* start DATASET RECORDS *

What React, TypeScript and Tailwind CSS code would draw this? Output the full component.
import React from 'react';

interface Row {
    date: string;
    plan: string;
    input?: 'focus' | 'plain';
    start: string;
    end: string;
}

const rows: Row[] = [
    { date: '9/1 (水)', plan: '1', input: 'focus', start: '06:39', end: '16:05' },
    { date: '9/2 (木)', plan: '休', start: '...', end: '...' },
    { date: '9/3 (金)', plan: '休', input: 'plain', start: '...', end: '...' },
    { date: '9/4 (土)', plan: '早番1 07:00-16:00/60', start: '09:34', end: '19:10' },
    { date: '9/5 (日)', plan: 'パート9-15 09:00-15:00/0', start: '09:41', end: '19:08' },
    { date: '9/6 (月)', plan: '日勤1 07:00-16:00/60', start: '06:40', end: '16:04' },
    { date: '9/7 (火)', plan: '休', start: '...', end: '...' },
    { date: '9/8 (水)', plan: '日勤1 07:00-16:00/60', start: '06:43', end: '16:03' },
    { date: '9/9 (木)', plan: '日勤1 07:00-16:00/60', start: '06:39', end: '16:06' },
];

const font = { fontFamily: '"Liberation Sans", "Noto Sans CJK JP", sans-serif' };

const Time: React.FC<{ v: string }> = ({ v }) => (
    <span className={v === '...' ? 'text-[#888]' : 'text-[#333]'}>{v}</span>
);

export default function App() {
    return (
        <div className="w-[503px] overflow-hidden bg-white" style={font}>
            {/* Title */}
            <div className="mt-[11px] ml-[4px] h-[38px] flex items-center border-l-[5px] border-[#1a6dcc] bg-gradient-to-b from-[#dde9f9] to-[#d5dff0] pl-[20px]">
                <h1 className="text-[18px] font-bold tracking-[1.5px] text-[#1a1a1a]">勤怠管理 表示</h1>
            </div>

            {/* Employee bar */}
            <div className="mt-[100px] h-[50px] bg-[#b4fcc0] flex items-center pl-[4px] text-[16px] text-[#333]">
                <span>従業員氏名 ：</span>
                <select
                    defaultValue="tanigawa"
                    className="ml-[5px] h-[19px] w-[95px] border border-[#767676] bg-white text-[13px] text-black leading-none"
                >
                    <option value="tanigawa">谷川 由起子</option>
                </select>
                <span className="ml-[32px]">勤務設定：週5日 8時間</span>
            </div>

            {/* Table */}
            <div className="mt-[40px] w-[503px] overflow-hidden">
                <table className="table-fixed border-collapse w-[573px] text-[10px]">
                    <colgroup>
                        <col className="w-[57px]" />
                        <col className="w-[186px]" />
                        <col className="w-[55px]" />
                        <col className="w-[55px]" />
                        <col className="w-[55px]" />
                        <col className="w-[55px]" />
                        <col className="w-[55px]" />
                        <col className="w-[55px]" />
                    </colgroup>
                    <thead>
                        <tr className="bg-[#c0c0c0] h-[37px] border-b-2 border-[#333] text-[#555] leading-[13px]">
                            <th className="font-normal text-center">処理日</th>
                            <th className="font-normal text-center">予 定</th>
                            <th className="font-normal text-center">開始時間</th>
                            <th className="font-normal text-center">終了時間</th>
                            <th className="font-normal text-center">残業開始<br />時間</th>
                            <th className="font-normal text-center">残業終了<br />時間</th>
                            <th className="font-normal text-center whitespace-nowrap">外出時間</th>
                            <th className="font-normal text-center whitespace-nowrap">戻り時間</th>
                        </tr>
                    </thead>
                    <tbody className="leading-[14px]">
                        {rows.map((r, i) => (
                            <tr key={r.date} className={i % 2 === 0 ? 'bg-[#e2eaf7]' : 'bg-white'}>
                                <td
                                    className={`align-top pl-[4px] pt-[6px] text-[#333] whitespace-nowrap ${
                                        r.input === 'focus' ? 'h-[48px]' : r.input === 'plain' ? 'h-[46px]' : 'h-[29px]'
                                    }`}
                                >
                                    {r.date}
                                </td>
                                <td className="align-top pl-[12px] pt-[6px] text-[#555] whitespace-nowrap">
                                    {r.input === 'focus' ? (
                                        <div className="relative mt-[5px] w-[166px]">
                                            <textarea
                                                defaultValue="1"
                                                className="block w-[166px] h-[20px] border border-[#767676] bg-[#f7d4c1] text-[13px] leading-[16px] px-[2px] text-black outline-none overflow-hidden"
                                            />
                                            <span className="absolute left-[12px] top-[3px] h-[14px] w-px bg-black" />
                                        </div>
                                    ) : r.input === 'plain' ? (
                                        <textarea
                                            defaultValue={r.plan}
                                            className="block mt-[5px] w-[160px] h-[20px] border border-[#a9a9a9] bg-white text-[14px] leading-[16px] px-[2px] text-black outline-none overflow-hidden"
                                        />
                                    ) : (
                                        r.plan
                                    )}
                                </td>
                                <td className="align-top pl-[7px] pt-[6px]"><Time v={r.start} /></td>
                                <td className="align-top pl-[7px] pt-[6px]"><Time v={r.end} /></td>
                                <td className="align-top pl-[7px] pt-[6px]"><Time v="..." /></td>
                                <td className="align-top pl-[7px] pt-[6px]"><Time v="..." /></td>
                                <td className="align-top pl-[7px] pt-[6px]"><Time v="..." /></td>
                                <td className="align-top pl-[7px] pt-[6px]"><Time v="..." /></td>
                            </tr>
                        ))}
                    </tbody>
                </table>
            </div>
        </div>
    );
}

* end DATASET RECORDS *
* start DATASET RECORDS *

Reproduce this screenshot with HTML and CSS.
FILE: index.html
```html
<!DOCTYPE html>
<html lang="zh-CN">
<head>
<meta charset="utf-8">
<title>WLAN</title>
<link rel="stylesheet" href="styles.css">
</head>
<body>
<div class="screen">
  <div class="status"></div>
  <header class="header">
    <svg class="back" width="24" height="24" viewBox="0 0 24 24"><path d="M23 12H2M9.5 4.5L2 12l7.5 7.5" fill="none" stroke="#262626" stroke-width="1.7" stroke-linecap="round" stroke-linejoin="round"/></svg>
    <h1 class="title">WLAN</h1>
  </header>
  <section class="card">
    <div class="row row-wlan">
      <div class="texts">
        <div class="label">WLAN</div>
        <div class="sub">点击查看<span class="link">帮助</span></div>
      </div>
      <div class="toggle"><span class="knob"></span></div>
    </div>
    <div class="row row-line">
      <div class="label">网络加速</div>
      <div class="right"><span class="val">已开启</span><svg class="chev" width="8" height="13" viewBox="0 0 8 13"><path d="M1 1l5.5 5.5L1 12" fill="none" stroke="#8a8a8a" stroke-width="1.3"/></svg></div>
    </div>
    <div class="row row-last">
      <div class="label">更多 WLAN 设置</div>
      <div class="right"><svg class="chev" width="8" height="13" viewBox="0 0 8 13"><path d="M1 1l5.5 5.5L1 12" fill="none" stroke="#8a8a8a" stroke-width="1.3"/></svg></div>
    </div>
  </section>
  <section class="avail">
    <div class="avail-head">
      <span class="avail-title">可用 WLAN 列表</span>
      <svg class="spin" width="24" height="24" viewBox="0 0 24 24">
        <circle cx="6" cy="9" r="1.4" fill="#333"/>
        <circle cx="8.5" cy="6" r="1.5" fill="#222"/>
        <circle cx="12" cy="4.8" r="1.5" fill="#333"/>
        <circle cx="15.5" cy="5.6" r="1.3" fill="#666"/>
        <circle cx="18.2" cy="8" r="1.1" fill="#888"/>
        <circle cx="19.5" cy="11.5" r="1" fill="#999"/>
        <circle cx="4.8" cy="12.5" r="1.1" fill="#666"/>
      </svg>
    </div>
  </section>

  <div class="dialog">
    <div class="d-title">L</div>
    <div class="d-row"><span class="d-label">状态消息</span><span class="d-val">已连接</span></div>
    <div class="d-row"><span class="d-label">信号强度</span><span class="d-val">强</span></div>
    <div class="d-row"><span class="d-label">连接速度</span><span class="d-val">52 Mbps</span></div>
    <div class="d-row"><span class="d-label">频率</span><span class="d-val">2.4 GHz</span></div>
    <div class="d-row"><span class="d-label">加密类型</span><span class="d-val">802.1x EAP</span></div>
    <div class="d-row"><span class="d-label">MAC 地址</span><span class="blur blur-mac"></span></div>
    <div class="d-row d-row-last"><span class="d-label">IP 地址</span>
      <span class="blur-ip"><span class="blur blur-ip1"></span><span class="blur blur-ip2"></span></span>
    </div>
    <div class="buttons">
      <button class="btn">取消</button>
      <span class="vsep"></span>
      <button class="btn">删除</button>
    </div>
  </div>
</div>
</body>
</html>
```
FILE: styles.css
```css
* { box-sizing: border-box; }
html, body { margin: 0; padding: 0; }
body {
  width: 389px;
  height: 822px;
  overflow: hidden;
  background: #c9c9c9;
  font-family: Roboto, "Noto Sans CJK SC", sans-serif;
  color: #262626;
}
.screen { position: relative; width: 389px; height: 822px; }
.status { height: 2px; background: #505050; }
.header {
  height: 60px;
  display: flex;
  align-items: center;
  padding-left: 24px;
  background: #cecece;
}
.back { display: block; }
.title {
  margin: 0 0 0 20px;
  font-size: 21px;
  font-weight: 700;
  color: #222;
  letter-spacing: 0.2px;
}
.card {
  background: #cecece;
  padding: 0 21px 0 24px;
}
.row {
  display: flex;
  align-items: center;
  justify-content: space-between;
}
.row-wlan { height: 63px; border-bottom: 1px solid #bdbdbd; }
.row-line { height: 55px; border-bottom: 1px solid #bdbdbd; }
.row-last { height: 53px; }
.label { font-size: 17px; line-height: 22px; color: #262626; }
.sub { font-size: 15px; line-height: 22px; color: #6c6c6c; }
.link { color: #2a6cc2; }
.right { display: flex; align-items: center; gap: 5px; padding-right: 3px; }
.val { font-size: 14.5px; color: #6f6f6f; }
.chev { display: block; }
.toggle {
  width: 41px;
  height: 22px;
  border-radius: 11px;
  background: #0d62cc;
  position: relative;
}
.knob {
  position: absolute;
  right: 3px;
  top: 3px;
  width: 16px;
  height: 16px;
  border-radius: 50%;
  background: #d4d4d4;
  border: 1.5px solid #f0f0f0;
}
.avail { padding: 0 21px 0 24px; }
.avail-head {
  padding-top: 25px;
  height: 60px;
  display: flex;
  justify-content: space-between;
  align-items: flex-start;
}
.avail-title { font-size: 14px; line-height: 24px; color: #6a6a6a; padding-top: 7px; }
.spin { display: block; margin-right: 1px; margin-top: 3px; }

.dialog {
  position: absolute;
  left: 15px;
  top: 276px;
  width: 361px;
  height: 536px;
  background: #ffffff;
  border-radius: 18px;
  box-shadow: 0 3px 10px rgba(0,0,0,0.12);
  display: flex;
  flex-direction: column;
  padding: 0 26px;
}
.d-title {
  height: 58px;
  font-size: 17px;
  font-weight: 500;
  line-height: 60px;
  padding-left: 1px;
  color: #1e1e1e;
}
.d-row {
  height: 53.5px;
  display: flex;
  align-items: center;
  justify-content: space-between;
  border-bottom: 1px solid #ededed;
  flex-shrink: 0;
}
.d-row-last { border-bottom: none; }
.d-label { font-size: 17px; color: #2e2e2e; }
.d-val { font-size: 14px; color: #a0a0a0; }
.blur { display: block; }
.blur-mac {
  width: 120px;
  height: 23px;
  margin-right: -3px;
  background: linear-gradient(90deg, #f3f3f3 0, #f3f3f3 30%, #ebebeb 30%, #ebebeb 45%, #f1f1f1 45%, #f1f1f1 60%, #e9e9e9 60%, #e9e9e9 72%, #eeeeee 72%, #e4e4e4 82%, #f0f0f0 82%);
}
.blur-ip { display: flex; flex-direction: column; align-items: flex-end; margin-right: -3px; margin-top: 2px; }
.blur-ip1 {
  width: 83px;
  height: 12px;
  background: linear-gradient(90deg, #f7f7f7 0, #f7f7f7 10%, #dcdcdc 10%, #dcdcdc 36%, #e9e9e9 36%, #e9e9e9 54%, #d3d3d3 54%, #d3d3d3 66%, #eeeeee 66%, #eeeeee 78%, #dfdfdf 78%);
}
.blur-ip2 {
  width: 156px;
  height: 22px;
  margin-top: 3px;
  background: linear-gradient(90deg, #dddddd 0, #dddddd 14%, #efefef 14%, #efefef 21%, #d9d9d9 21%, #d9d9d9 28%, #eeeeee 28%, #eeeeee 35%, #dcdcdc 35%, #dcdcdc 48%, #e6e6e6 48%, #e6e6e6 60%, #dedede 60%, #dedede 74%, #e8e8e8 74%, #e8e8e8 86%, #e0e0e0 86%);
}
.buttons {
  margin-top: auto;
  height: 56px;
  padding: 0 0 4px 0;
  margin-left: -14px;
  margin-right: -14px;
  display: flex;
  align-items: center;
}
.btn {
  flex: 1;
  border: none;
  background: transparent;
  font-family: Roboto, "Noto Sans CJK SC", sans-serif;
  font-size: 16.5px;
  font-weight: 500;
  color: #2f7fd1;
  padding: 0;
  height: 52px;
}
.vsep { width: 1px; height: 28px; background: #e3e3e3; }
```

* end DATASET RECORDS *

Return each line of the listing that holds the string "React".

EXERCISE SOLUTION:
What React, TypeScript and Tailwind CSS code would draw this? Output the full component.
import React from 'react';
const Time: React.FC<{ v: string }> = ({ v }) => (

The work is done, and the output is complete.